Exercise aim:
In the data below, find every line that has the string "table", and copy it.

Extracted entries:

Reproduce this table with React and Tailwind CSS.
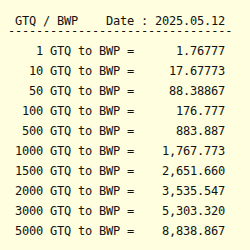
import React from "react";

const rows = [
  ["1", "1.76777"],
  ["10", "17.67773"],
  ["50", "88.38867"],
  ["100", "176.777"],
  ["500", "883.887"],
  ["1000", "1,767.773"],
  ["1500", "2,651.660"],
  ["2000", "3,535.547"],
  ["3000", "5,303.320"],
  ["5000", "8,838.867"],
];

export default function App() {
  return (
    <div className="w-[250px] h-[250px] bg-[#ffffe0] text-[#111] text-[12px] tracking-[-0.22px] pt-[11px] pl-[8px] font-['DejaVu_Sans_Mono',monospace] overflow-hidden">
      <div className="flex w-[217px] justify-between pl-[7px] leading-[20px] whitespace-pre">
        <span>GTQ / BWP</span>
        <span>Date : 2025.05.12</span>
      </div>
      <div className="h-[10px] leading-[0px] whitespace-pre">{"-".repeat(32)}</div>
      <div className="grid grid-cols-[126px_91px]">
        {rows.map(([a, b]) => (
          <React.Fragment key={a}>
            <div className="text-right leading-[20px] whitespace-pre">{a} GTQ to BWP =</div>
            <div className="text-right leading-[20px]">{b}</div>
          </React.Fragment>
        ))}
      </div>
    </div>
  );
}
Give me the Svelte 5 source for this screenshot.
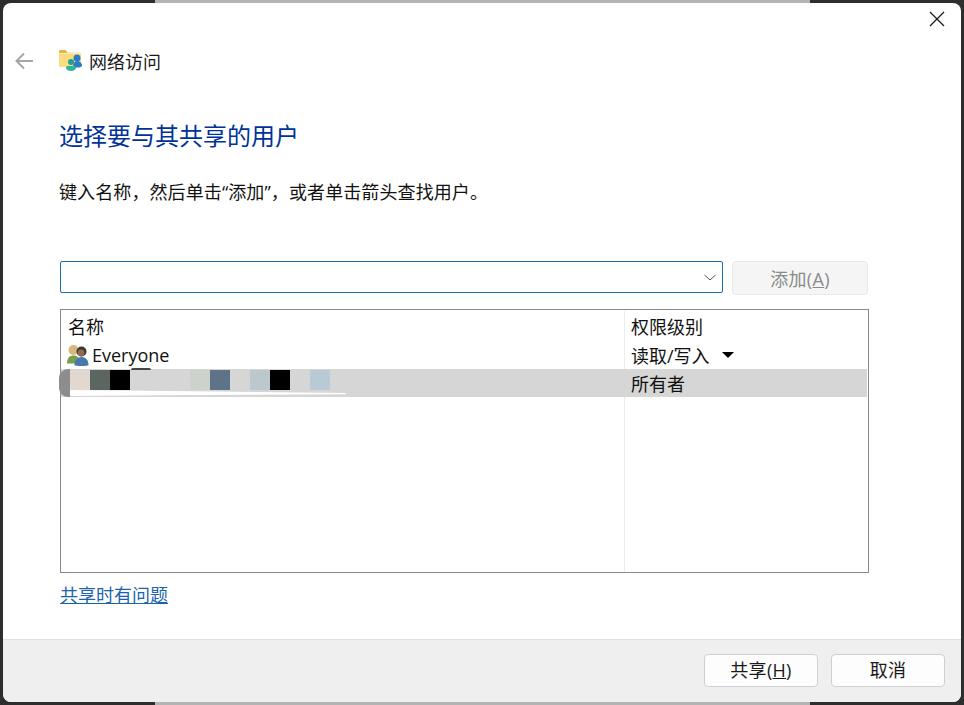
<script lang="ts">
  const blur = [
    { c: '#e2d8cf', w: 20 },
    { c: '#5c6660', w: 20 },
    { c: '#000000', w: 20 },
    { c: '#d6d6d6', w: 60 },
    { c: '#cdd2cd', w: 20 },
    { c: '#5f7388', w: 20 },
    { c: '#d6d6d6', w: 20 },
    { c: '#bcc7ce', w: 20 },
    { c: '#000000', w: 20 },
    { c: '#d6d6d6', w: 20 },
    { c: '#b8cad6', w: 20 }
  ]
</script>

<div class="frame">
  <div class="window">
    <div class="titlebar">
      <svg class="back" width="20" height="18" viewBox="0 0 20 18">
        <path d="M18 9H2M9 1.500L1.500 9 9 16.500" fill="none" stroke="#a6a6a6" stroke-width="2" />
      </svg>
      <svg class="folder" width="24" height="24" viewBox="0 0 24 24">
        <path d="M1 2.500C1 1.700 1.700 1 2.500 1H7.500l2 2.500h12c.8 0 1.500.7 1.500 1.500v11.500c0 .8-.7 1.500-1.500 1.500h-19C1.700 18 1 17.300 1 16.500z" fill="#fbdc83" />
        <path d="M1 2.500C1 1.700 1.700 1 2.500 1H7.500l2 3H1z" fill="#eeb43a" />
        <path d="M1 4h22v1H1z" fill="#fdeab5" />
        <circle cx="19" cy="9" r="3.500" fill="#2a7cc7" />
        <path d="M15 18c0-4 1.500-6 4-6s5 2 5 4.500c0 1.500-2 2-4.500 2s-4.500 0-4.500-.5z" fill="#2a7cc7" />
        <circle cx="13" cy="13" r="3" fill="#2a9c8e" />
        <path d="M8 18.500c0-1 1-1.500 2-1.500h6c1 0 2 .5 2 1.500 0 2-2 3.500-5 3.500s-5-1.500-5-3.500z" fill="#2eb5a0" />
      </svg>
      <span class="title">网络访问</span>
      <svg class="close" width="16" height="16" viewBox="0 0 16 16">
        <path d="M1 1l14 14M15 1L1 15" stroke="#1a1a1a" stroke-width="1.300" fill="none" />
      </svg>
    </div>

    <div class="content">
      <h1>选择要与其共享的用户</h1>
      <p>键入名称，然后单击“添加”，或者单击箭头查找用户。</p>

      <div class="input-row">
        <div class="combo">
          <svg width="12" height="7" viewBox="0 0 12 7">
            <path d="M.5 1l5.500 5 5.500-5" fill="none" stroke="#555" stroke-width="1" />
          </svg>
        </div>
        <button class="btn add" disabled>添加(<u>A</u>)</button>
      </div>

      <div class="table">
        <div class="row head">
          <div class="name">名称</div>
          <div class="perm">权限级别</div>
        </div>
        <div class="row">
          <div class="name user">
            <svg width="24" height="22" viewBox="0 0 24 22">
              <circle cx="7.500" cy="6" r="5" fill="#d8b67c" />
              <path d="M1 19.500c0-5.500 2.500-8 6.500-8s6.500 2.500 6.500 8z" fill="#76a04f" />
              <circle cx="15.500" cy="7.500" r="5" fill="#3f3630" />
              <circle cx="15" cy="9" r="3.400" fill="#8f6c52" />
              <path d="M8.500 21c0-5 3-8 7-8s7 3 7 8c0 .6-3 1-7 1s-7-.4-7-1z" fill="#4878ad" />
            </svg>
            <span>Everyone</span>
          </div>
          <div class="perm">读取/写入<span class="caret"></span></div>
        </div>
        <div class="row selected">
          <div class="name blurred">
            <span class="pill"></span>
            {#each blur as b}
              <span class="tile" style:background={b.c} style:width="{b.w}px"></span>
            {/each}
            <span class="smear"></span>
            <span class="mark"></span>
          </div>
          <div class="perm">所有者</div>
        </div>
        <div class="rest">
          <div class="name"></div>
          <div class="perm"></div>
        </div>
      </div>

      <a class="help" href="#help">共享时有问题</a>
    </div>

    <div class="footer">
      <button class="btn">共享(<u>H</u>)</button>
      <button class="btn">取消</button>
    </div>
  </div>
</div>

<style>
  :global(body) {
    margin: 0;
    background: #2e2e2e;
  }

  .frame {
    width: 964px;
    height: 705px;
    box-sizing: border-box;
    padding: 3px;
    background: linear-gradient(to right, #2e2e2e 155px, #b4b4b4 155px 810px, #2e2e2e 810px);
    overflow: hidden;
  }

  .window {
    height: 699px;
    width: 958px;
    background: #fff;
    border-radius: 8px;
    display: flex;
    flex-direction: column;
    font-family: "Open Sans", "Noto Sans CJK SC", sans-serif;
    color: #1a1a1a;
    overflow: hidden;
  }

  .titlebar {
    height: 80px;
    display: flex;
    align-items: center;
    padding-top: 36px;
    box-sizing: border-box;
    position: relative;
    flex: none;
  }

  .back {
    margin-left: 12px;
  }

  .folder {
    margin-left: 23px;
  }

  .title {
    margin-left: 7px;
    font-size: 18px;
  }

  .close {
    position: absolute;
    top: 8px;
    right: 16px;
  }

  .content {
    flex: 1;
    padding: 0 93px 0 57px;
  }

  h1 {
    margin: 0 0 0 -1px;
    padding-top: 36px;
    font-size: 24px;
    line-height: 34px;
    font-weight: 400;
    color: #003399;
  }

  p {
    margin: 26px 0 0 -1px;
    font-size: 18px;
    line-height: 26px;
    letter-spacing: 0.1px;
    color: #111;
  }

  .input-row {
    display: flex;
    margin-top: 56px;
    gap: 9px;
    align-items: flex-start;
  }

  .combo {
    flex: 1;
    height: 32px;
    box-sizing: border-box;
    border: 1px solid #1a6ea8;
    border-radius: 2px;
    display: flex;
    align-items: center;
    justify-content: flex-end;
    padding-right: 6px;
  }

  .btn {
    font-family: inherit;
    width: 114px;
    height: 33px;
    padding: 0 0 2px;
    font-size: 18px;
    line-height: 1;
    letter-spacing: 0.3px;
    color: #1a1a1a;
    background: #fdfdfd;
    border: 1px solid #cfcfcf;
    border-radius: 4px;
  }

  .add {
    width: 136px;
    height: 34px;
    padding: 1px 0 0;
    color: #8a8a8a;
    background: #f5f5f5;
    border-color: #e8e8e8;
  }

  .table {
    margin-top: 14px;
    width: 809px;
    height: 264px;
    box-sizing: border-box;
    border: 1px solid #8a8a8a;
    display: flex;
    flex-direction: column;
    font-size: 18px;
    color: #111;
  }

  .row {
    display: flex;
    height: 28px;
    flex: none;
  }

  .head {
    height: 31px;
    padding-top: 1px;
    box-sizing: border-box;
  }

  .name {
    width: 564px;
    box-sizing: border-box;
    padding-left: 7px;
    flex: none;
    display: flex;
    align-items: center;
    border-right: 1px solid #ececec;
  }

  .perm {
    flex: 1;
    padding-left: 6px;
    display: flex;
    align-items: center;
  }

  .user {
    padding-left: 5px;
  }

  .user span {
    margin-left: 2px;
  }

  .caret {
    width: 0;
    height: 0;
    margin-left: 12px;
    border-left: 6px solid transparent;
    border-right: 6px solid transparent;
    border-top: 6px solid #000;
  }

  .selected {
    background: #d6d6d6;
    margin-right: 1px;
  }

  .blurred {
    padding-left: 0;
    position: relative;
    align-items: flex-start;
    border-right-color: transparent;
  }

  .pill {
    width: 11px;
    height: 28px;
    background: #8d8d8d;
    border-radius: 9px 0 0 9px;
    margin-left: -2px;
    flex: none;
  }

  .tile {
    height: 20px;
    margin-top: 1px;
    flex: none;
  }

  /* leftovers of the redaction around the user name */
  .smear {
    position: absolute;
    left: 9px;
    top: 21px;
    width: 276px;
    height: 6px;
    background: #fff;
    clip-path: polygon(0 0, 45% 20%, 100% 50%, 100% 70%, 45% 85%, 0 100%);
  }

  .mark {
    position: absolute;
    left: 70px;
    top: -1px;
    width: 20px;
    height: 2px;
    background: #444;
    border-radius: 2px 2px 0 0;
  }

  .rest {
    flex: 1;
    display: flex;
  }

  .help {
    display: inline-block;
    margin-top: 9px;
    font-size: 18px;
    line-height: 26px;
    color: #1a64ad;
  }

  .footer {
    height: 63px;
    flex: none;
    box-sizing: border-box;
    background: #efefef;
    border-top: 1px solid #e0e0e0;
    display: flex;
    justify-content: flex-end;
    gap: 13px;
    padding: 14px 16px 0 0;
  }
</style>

Response:
Reproduce this table with React and Tailwind CSS.
      <div class="table">
  .table {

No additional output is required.